*Your objective*
Restate all the material verbatim, except for the pictures.

*Provided material*

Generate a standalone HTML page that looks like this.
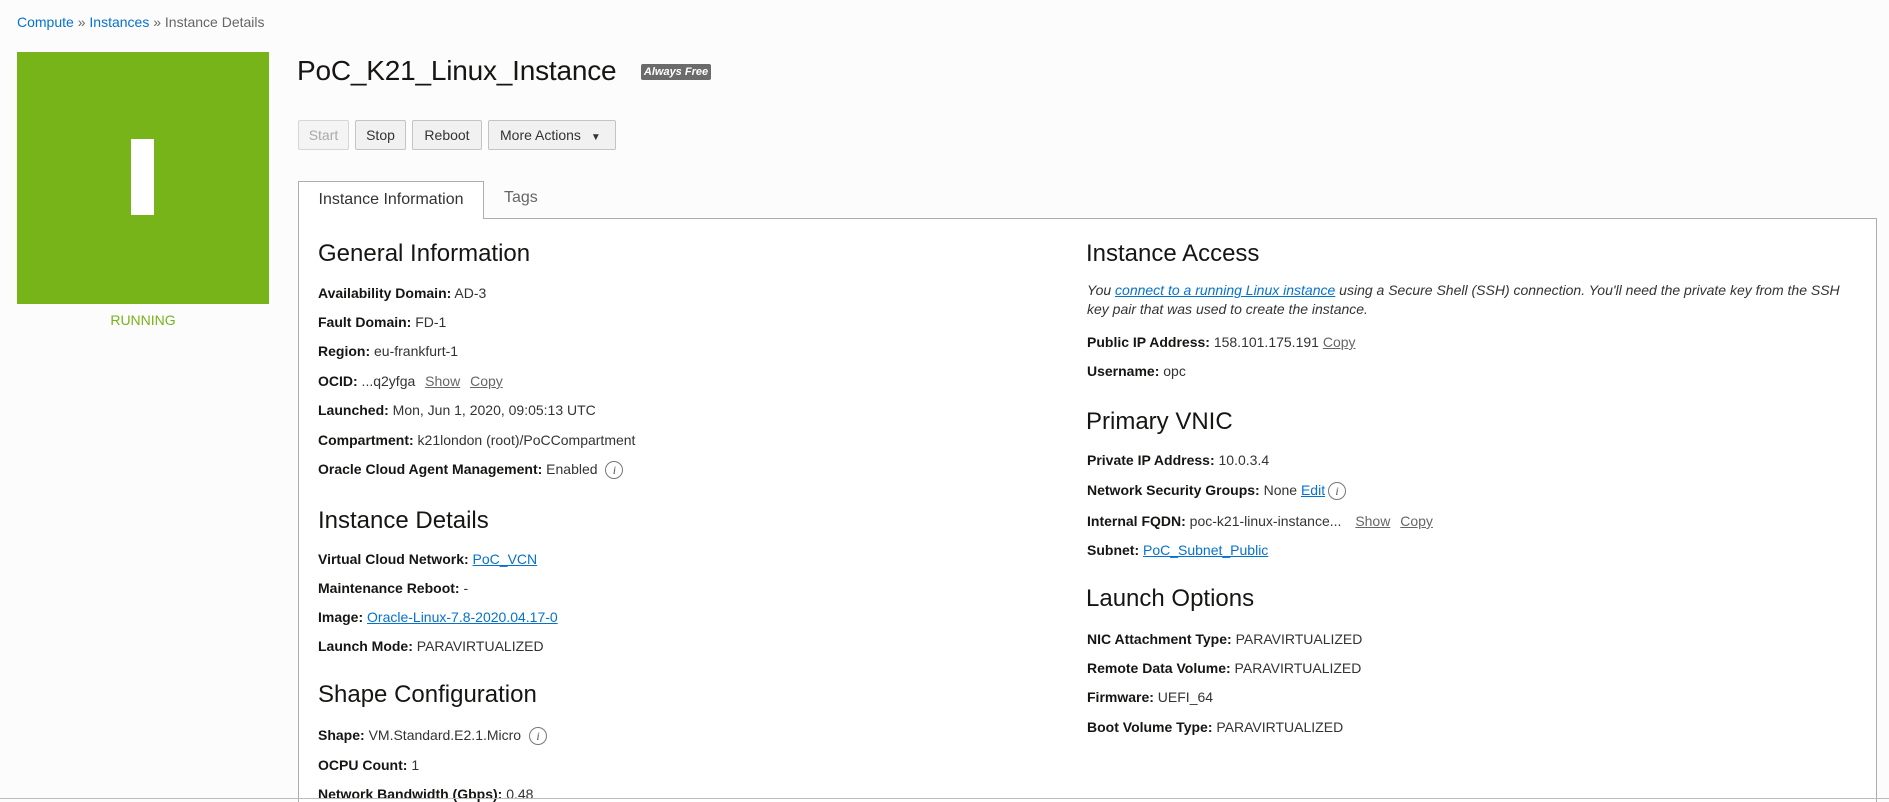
<!DOCTYPE html>
<html><head><meta charset="utf-8"><style>
*{margin:0;padding:0;box-sizing:border-box}
html,body{width:1889px;height:802px;overflow:hidden}
body{background:#fcfcfc;font-family:"Liberation Sans",Arial,sans-serif;color:#333;position:relative}
.a{position:absolute;white-space:nowrap}
a,.lk{color:#0572ce}
.u{text-decoration:underline}
.bc{left:17px;top:14px;font-size:14px;color:#666}
.bc span{color:#0572ce}
.green{left:17px;top:52px;width:252px;height:252px;background:#76b41a}
.bar{left:131px;top:139px;width:23px;height:76px;background:#fff}
.run{left:17px;width:252px;text-align:center;top:312px;font-size:14px;color:#76b41a}
.title{left:297px;top:55px;font-size:28px;color:#161513;letter-spacing:-0.2px}
.badge{left:641px;top:64px;width:70px;height:16px;background:#6b6b6b;color:#fff;font-size:11px;font-weight:bold;font-style:italic;text-align:center;line-height:16px;border-radius:2px}
.btn{top:120px;height:30px;border:1px solid #c4c4c4;background:#f1f1f1;border-radius:2px;font-size:14px;line-height:28px;text-align:center;color:#333}
.panel{left:298px;top:218px;width:1579px;height:584px;border:1px solid #adadad;border-bottom:none;background:#fff}
.tab{left:298px;top:181px;width:186px;height:38px;border:1px solid #adadad;border-bottom:none;background:#fff;font-size:16px;color:#333;line-height:36px;text-align:center;z-index:2}
.tags{left:504px;top:189px;font-size:16px;color:#666}
h2{position:absolute;font-weight:normal;font-size:24px;color:#161513;white-space:nowrap}
.r{position:absolute;font-size:14px;white-space:nowrap;color:#333}
.r b{color:#161513}
.g{color:#666;text-decoration:underline;margin-left:6px}
.i{display:inline-block;width:18px;height:18px;border:1px solid #777;border-radius:50%;font-size:12px;font-style:italic;text-align:center;line-height:16px;color:#555;vertical-align:middle;margin-left:4px;font-family:"Liberation Serif",serif}
.line{left:0;top:798px;width:1889px;height:1px;background:#bbb}
</style></head><body>
<div class="a bc"><span>Compute</span> » <span>Instances</span> » Instance Details</div>
<div class="a green"></div><div class="a bar"></div>
<div class="a run">RUNNING</div>
<div class="a title">PoC_K21_Linux_Instance</div>
<div class="a badge">Always Free</div>
<div class="a btn" style="left:298px;width:51px;color:#aaa;background:#f4f4f4;border-color:#d6d6d6">Start</div>
<div class="a btn" style="left:355px;width:51px">Stop</div>
<div class="a btn" style="left:412px;width:70px">Reboot</div>
<div class="a btn" style="left:488px;width:128px;text-align:left;padding-left:11px">More Actions <span style="font-size:10px;margin-left:6px">▼</span></div>
<div class="a panel"></div>
<div class="a tab">Instance Information</div>
<div class="a tags">Tags</div>

<h2 style="left:318px;top:240px">General Information</h2>
<div class="r" style="left:318px;top:285px"><b>Availability Domain:</b> AD-3</div>
<div class="r" style="left:318px;top:314px"><b>Fault Domain:</b> FD-1</div>
<div class="r" style="left:318px;top:343px"><b>Region:</b> eu-frankfurt-1</div>
<div class="r" style="left:318px;top:373px"><b>OCID:</b> ...q2yfga <span class="g">Show</span> <span class="g">Copy</span></div>
<div class="r" style="left:318px;top:402px"><b>Launched:</b> Mon, Jun 1, 2020, 09:05:13 UTC</div>
<div class="r" style="left:318px;top:432px"><b>Compartment:</b> k21london (root)/PoCCompartment</div>
<div class="r" style="left:318px;top:461px"><b>Oracle Cloud Agent Management:</b> Enabled <span class="i">i</span></div>

<h2 style="left:318px;top:507px">Instance Details</h2>
<div class="r" style="left:318px;top:551px"><b>Virtual Cloud Network:</b> <span class="lk u">PoC_VCN</span></div>
<div class="r" style="left:318px;top:580px"><b>Maintenance Reboot:</b> -</div>
<div class="r" style="left:318px;top:609px"><b>Image:</b> <span class="lk u">Oracle-Linux-7.8-2020.04.17-0</span></div>
<div class="r" style="left:318px;top:638px"><b>Launch Mode:</b> PARAVIRTUALIZED</div>

<h2 style="left:318px;top:681px">Shape Configuration</h2>
<div class="r" style="left:318px;top:727px"><b>Shape:</b> VM.Standard.E2.1.Micro <span class="i">i</span></div>
<div class="r" style="left:318px;top:757px"><b>OCPU Count:</b> 1</div>
<div class="r" style="left:318px;top:786px"><b>Network Bandwidth (Gbps):</b> 0.48</div>

<h2 style="left:1086px;top:240px">Instance Access</h2>
<div class="r" style="left:1087px;top:281px;font-style:italic;line-height:19px;white-space:normal;width:770px">You <span class="lk u">connect to a running Linux instance</span> using a Secure Shell (SSH) connection. You'll need the private key from the SSH key pair that was used to create the instance.</div>
<div class="r" style="left:1087px;top:334px"><b>Public IP Address:</b> 158.101.175.191 <span class="g" style="margin-left:0">Copy</span></div>
<div class="r" style="left:1087px;top:363px"><b>Username:</b> opc</div>

<h2 style="left:1086px;top:408px">Primary VNIC</h2>
<div class="r" style="left:1087px;top:452px"><b>Private IP Address:</b> 10.0.3.4</div>
<div class="r" style="left:1087px;top:482px"><b>Network Security Groups:</b> None <span class="lk u">Edit</span><span class="i" style="margin-left:3px">i</span></div>
<div class="r" style="left:1087px;top:513px"><b>Internal FQDN:</b> poc-k21-linux-instance... <span class="g" style="margin-left:10px">Show</span> <span class="g">Copy</span></div>
<div class="r" style="left:1087px;top:542px"><b>Subnet:</b> <span class="lk u">PoC_Subnet_Public</span></div>

<h2 style="left:1086px;top:585px">Launch Options</h2>
<div class="r" style="left:1087px;top:631px"><b>NIC Attachment Type:</b> PARAVIRTUALIZED</div>
<div class="r" style="left:1087px;top:660px"><b>Remote Data Volume:</b> PARAVIRTUALIZED</div>
<div class="r" style="left:1087px;top:689px"><b>Firmware:</b> UEFI_64</div>
<div class="r" style="left:1087px;top:719px"><b>Boot Volume Type:</b> PARAVIRTUALIZED</div>
<div class="a line"></div>
</body></html>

*Correct result*
Generate a standalone HTML page that looks like this.
<!DOCTYPE html>
<html><head><meta charset="utf-8"><style>
*{margin:0;padding:0;box-sizing:border-box}
html,body{width:1889px;height:802px;overflow:hidden}
body{background:#fcfcfc;font-family:"Liberation Sans",Arial,sans-serif;color:#333;position:relative}
.a{position:absolute;white-space:nowrap}
a,.lk{color:#0572ce}
.u{text-decoration:underline}
.bc{left:17px;top:14px;font-size:14px;color:#666}
.bc span{color:#0572ce}
.green{left:17px;top:52px;width:252px;height:252px;background:#76b41a}
.bar{left:131px;top:139px;width:23px;height:76px;background:#fff}
.run{left:17px;width:252px;text-align:center;top:312px;font-size:14px;color:#76b41a}
.title{left:297px;top:55px;font-size:28px;color:#161513;letter-spacing:-0.2px}
.badge{left:641px;top:64px;width:70px;height:16px;background:#6b6b6b;color:#fff;font-size:11px;font-weight:bold;font-style:italic;text-align:center;line-height:16px;border-radius:2px}
.btn{top:120px;height:30px;border:1px solid #c4c4c4;background:#f1f1f1;border-radius:2px;font-size:14px;line-height:28px;text-align:center;color:#333}
.panel{left:298px;top:218px;width:1579px;height:584px;border:1px solid #adadad;border-bottom:none;background:#fff}
.tab{left:298px;top:181px;width:186px;height:38px;border:1px solid #adadad;border-bottom:none;background:#fff;font-size:16px;color:#333;line-height:36px;text-align:center;z-index:2}
.tags{left:504px;top:189px;font-size:16px;color:#666}
h2{position:absolute;font-weight:normal;font-size:24px;color:#161513;white-space:nowrap}
.r{position:absolute;font-size:14px;white-space:nowrap;color:#333}
.r b{color:#161513}
.g{color:#666;text-decoration:underline;margin-left:6px}
.i{display:inline-block;width:18px;height:18px;border:1px solid #777;border-radius:50%;font-size:12px;font-style:italic;text-align:center;line-height:16px;color:#555;vertical-align:middle;margin-left:4px;font-family:"Liberation Serif",serif}
.line{left:0;top:798px;width:1889px;height:1px;background:#bbb}
</style></head><body>
<div class="a bc"><span>Compute</span> » <span>Instances</span> » Instance Details</div>
<div class="a green"></div><div class="a bar"></div>
<div class="a run">RUNNING</div>
<div class="a title">PoC_K21_Linux_Instance</div>
<div class="a badge">Always Free</div>
<div class="a btn" style="left:298px;width:51px;color:#aaa;background:#f4f4f4;border-color:#d6d6d6">Start</div>
<div class="a btn" style="left:355px;width:51px">Stop</div>
<div class="a btn" style="left:412px;width:70px">Reboot</div>
<div class="a btn" style="left:488px;width:128px;text-align:left;padding-left:11px">More Actions <span style="font-size:10px;margin-left:6px">▼</span></div>
<div class="a panel"></div>
<div class="a tab">Instance Information</div>
<div class="a tags">Tags</div>

<h2 style="left:318px;top:240px">General Information</h2>
<div class="r" style="left:318px;top:285px"><b>Availability Domain:</b> AD-3</div>
<div class="r" style="left:318px;top:314px"><b>Fault Domain:</b> FD-1</div>
<div class="r" style="left:318px;top:343px"><b>Region:</b> eu-frankfurt-1</div>
<div class="r" style="left:318px;top:373px"><b>OCID:</b> ...q2yfga <span class="g">Show</span> <span class="g">Copy</span></div>
<div class="r" style="left:318px;top:402px"><b>Launched:</b> Mon, Jun 1, 2020, 09:05:13 UTC</div>
<div class="r" style="left:318px;top:432px"><b>Compartment:</b> k21london (root)/PoCCompartment</div>
<div class="r" style="left:318px;top:461px"><b>Oracle Cloud Agent Management:</b> Enabled <span class="i">i</span></div>

<h2 style="left:318px;top:507px">Instance Details</h2>
<div class="r" style="left:318px;top:551px"><b>Virtual Cloud Network:</b> <span class="lk u">PoC_VCN</span></div>
<div class="r" style="left:318px;top:580px"><b>Maintenance Reboot:</b> -</div>
<div class="r" style="left:318px;top:609px"><b>Image:</b> <span class="lk u">Oracle-Linux-7.8-2020.04.17-0</span></div>
<div class="r" style="left:318px;top:638px"><b>Launch Mode:</b> PARAVIRTUALIZED</div>

<h2 style="left:318px;top:681px">Shape Configuration</h2>
<div class="r" style="left:318px;top:727px"><b>Shape:</b> VM.Standard.E2.1.Micro <span class="i">i</span></div>
<div class="r" style="left:318px;top:757px"><b>OCPU Count:</b> 1</div>
<div class="r" style="left:318px;top:786px"><b>Network Bandwidth (Gbps):</b> 0.48</div>

<h2 style="left:1086px;top:240px">Instance Access</h2>
<div class="r" style="left:1087px;top:281px;font-style:italic;line-height:19px;white-space:normal;width:770px">You <span class="lk u">connect to a running Linux instance</span> using a Secure Shell (SSH) connection. You'll need the private key from the SSH key pair that was used to create the instance.</div>
<div class="r" style="left:1087px;top:334px"><b>Public IP Address:</b> 158.101.175.191 <span class="g" style="margin-left:0">Copy</span></div>
<div class="r" style="left:1087px;top:363px"><b>Username:</b> opc</div>

<h2 style="left:1086px;top:408px">Primary VNIC</h2>
<div class="r" style="left:1087px;top:452px"><b>Private IP Address:</b> 10.0.3.4</div>
<div class="r" style="left:1087px;top:482px"><b>Network Security Groups:</b> None <span class="lk u">Edit</span><span class="i" style="margin-left:3px">i</span></div>
<div class="r" style="left:1087px;top:513px"><b>Internal FQDN:</b> poc-k21-linux-instance... <span class="g" style="margin-left:10px">Show</span> <span class="g">Copy</span></div>
<div class="r" style="left:1087px;top:542px"><b>Subnet:</b> <span class="lk u">PoC_Subnet_Public</span></div>

<h2 style="left:1086px;top:585px">Launch Options</h2>
<div class="r" style="left:1087px;top:631px"><b>NIC Attachment Type:</b> PARAVIRTUALIZED</div>
<div class="r" style="left:1087px;top:660px"><b>Remote Data Volume:</b> PARAVIRTUALIZED</div>
<div class="r" style="left:1087px;top:689px"><b>Firmware:</b> UEFI_64</div>
<div class="r" style="left:1087px;top:719px"><b>Boot Volume Type:</b> PARAVIRTUALIZED</div>
<div class="a line"></div>
</body></html>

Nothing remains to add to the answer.